## BEGIN SOURCE DATA

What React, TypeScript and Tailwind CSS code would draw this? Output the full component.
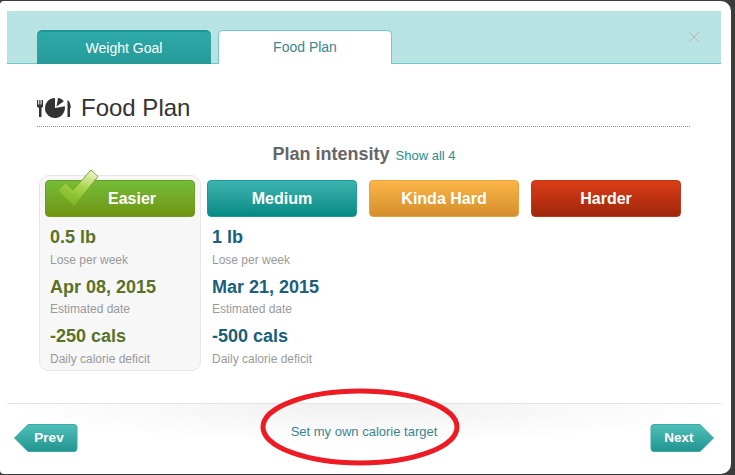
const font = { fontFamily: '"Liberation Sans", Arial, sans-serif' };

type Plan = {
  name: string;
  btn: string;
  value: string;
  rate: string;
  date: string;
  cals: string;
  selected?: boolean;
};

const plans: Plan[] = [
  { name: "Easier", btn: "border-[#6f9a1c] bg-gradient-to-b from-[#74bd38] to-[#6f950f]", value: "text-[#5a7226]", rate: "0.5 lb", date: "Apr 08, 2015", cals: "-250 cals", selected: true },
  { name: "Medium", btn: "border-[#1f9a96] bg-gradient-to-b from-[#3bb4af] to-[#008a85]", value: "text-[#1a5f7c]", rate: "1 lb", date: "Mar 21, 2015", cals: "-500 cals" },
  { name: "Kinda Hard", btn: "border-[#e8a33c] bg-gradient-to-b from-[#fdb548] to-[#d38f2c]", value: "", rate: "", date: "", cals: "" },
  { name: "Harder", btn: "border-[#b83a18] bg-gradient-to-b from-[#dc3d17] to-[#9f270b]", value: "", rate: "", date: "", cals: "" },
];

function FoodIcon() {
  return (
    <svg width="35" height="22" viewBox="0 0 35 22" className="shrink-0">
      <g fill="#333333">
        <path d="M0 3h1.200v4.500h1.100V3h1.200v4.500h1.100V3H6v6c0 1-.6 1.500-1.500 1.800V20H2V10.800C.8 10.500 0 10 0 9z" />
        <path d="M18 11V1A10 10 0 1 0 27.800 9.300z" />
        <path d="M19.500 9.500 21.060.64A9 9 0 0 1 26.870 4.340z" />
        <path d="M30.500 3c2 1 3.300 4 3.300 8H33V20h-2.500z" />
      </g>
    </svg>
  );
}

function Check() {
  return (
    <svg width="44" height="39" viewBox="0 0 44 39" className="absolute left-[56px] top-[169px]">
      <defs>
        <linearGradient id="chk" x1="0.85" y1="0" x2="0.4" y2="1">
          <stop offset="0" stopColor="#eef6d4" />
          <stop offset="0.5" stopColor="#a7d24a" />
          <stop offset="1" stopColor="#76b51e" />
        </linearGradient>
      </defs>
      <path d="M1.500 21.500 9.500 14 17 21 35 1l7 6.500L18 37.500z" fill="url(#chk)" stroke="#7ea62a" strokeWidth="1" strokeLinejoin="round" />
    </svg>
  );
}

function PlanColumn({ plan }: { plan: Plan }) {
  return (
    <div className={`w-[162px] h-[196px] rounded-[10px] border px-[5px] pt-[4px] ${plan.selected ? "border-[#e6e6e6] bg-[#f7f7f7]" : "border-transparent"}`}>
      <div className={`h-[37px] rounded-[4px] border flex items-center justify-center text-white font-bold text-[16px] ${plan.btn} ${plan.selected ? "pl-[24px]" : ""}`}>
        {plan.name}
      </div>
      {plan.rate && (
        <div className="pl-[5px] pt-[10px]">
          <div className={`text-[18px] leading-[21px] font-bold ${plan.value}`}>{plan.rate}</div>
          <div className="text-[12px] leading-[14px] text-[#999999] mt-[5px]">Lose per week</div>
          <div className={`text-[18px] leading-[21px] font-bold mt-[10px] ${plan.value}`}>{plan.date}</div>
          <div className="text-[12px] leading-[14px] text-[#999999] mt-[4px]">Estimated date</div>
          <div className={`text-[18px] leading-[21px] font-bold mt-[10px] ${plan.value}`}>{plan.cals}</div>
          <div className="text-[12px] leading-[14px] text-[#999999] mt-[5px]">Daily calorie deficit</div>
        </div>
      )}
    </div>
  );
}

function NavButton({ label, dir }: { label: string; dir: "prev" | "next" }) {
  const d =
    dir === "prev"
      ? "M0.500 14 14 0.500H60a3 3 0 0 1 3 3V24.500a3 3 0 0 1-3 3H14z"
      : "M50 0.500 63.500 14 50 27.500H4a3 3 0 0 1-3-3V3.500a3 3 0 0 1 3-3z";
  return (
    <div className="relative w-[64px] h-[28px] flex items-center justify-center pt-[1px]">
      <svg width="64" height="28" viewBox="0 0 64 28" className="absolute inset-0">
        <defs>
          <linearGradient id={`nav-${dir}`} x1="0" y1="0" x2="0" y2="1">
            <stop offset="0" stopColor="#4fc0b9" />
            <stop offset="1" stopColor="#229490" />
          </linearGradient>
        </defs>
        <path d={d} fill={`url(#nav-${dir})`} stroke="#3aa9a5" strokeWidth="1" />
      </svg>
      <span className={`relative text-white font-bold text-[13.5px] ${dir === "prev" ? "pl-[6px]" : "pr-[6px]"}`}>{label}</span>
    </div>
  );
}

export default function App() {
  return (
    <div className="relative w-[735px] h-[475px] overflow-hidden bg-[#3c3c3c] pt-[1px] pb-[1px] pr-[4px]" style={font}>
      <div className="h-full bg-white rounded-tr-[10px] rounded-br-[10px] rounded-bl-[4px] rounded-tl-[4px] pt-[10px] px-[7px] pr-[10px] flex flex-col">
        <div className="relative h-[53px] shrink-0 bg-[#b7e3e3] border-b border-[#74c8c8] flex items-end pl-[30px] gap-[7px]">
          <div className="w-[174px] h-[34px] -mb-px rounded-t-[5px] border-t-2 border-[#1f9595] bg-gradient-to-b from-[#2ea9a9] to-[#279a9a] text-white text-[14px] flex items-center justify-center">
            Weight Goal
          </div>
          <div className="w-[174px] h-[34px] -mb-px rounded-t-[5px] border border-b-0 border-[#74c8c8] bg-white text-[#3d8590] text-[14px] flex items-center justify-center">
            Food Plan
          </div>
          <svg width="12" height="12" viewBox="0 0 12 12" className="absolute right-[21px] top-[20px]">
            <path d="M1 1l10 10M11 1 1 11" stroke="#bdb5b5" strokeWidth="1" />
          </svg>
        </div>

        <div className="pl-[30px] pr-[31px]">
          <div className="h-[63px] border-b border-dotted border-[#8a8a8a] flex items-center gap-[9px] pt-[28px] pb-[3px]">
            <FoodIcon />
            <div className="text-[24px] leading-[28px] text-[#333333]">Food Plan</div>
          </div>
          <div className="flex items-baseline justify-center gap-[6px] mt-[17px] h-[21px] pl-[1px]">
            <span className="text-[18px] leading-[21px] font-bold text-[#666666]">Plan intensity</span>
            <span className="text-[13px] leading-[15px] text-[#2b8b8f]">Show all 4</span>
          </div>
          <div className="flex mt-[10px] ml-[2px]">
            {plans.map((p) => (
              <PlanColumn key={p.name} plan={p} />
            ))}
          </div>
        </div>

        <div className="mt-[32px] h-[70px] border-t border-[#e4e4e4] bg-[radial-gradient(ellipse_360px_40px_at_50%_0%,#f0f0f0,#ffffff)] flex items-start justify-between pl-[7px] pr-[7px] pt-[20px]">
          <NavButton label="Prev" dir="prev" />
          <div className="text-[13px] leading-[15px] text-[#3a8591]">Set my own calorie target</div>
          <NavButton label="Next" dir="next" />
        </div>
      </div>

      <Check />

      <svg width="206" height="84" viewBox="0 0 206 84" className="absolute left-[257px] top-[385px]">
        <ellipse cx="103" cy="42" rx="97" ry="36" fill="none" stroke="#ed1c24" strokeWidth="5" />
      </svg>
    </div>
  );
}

## END SOURCE DATA

# EXERCISE OBJECTIVE
Each line of the data is to be duplicated exactly; pictures stay out of the copy.

# SOLUTION FOR THIS TASK
What React, TypeScript and Tailwind CSS code would draw this? Output the full component.
const font = { fontFamily: '"Liberation Sans", Arial, sans-serif' };

type Plan = {
  name: string;
  btn: string;
  value: string;
  rate: string;
  date: string;
  cals: string;
  selected?: boolean;
};

const plans: Plan[] = [
  { name: "Easier", btn: "border-[#6f9a1c] bg-gradient-to-b from-[#74bd38] to-[#6f950f]", value: "text-[#5a7226]", rate: "0.5 lb", date: "Apr 08, 2015", cals: "-250 cals", selected: true },
  { name: "Medium", btn: "border-[#1f9a96] bg-gradient-to-b from-[#3bb4af] to-[#008a85]", value: "text-[#1a5f7c]", rate: "1 lb", date: "Mar 21, 2015", cals: "-500 cals" },
  { name: "Kinda Hard", btn: "border-[#e8a33c] bg-gradient-to-b from-[#fdb548] to-[#d38f2c]", value: "", rate: "", date: "", cals: "" },
  { name: "Harder", btn: "border-[#b83a18] bg-gradient-to-b from-[#dc3d17] to-[#9f270b]", value: "", rate: "", date: "", cals: "" },
];

function FoodIcon() {
  return (
    <svg width="35" height="22" viewBox="0 0 35 22" className="shrink-0">
      <g fill="#333333">
        <path d="M0 3h1.200v4.500h1.100V3h1.200v4.500h1.100V3H6v6c0 1-.6 1.500-1.500 1.800V20H2V10.800C.8 10.500 0 10 0 9z" />
        <path d="M18 11V1A10 10 0 1 0 27.800 9.300z" />
        <path d="M19.500 9.500 21.060.64A9 9 0 0 1 26.870 4.340z" />
        <path d="M30.500 3c2 1 3.300 4 3.300 8H33V20h-2.500z" />
      </g>
    </svg>
  );
}

function Check() {
  return (
    <svg width="44" height="39" viewBox="0 0 44 39" className="absolute left-[56px] top-[169px]">
      <defs>
        <linearGradient id="chk" x1="0.85" y1="0" x2="0.4" y2="1">
          <stop offset="0" stopColor="#eef6d4" />
          <stop offset="0.5" stopColor="#a7d24a" />
          <stop offset="1" stopColor="#76b51e" />
        </linearGradient>
      </defs>
      <path d="M1.500 21.500 9.500 14 17 21 35 1l7 6.500L18 37.500z" fill="url(#chk)" stroke="#7ea62a" strokeWidth="1" strokeLinejoin="round" />
    </svg>
  );
}

function PlanColumn({ plan }: { plan: Plan }) {
  return (
    <div className={`w-[162px] h-[196px] rounded-[10px] border px-[5px] pt-[4px] ${plan.selected ? "border-[#e6e6e6] bg-[#f7f7f7]" : "border-transparent"}`}>
      <div className={`h-[37px] rounded-[4px] border flex items-center justify-center text-white font-bold text-[16px] ${plan.btn} ${plan.selected ? "pl-[24px]" : ""}`}>
        {plan.name}
      </div>
      {plan.rate && (
        <div className="pl-[5px] pt-[10px]">
          <div className={`text-[18px] leading-[21px] font-bold ${plan.value}`}>{plan.rate}</div>
          <div className="text-[12px] leading-[14px] text-[#999999] mt-[5px]">Lose per week</div>
          <div className={`text-[18px] leading-[21px] font-bold mt-[10px] ${plan.value}`}>{plan.date}</div>
          <div className="text-[12px] leading-[14px] text-[#999999] mt-[4px]">Estimated date</div>
          <div className={`text-[18px] leading-[21px] font-bold mt-[10px] ${plan.value}`}>{plan.cals}</div>
          <div className="text-[12px] leading-[14px] text-[#999999] mt-[5px]">Daily calorie deficit</div>
        </div>
      )}
    </div>
  );
}

function NavButton({ label, dir }: { label: string; dir: "prev" | "next" }) {
  const d =
    dir === "prev"
      ? "M0.500 14 14 0.500H60a3 3 0 0 1 3 3V24.500a3 3 0 0 1-3 3H14z"
      : "M50 0.500 63.500 14 50 27.500H4a3 3 0 0 1-3-3V3.500a3 3 0 0 1 3-3z";
  return (
    <div className="relative w-[64px] h-[28px] flex items-center justify-center pt-[1px]">
      <svg width="64" height="28" viewBox="0 0 64 28" className="absolute inset-0">
        <defs>
          <linearGradient id={`nav-${dir}`} x1="0" y1="0" x2="0" y2="1">
            <stop offset="0" stopColor="#4fc0b9" />
            <stop offset="1" stopColor="#229490" />
          </linearGradient>
        </defs>
        <path d={d} fill={`url(#nav-${dir})`} stroke="#3aa9a5" strokeWidth="1" />
      </svg>
      <span className={`relative text-white font-bold text-[13.5px] ${dir === "prev" ? "pl-[6px]" : "pr-[6px]"}`}>{label}</span>
    </div>
  );
}

export default function App() {
  return (
    <div className="relative w-[735px] h-[475px] overflow-hidden bg-[#3c3c3c] pt-[1px] pb-[1px] pr-[4px]" style={font}>
      <div className="h-full bg-white rounded-tr-[10px] rounded-br-[10px] rounded-bl-[4px] rounded-tl-[4px] pt-[10px] px-[7px] pr-[10px] flex flex-col">
        <div className="relative h-[53px] shrink-0 bg-[#b7e3e3] border-b border-[#74c8c8] flex items-end pl-[30px] gap-[7px]">
          <div className="w-[174px] h-[34px] -mb-px rounded-t-[5px] border-t-2 border-[#1f9595] bg-gradient-to-b from-[#2ea9a9] to-[#279a9a] text-white text-[14px] flex items-center justify-center">
            Weight Goal
          </div>
          <div className="w-[174px] h-[34px] -mb-px rounded-t-[5px] border border-b-0 border-[#74c8c8] bg-white text-[#3d8590] text-[14px] flex items-center justify-center">
            Food Plan
          </div>
          <svg width="12" height="12" viewBox="0 0 12 12" className="absolute right-[21px] top-[20px]">
            <path d="M1 1l10 10M11 1 1 11" stroke="#bdb5b5" strokeWidth="1" />
          </svg>
        </div>

        <div className="pl-[30px] pr-[31px]">
          <div className="h-[63px] border-b border-dotted border-[#8a8a8a] flex items-center gap-[9px] pt-[28px] pb-[3px]">
            <FoodIcon />
            <div className="text-[24px] leading-[28px] text-[#333333]">Food Plan</div>
          </div>
          <div className="flex items-baseline justify-center gap-[6px] mt-[17px] h-[21px] pl-[1px]">
            <span className="text-[18px] leading-[21px] font-bold text-[#666666]">Plan intensity</span>
            <span className="text-[13px] leading-[15px] text-[#2b8b8f]">Show all 4</span>
          </div>
          <div className="flex mt-[10px] ml-[2px]">
            {plans.map((p) => (
              <PlanColumn key={p.name} plan={p} />
            ))}
          </div>
        </div>

        <div className="mt-[32px] h-[70px] border-t border-[#e4e4e4] bg-[radial-gradient(ellipse_360px_40px_at_50%_0%,#f0f0f0,#ffffff)] flex items-start justify-between pl-[7px] pr-[7px] pt-[20px]">
          <NavButton label="Prev" dir="prev" />
          <div className="text-[13px] leading-[15px] text-[#3a8591]">Set my own calorie target</div>
          <NavButton label="Next" dir="next" />
        </div>
      </div>

      <Check />

      <svg width="206" height="84" viewBox="0 0 206 84" className="absolute left-[257px] top-[385px]">
        <ellipse cx="103" cy="42" rx="97" ry="36" fill="none" stroke="#ed1c24" strokeWidth="5" />
      </svg>
    </div>
  );
}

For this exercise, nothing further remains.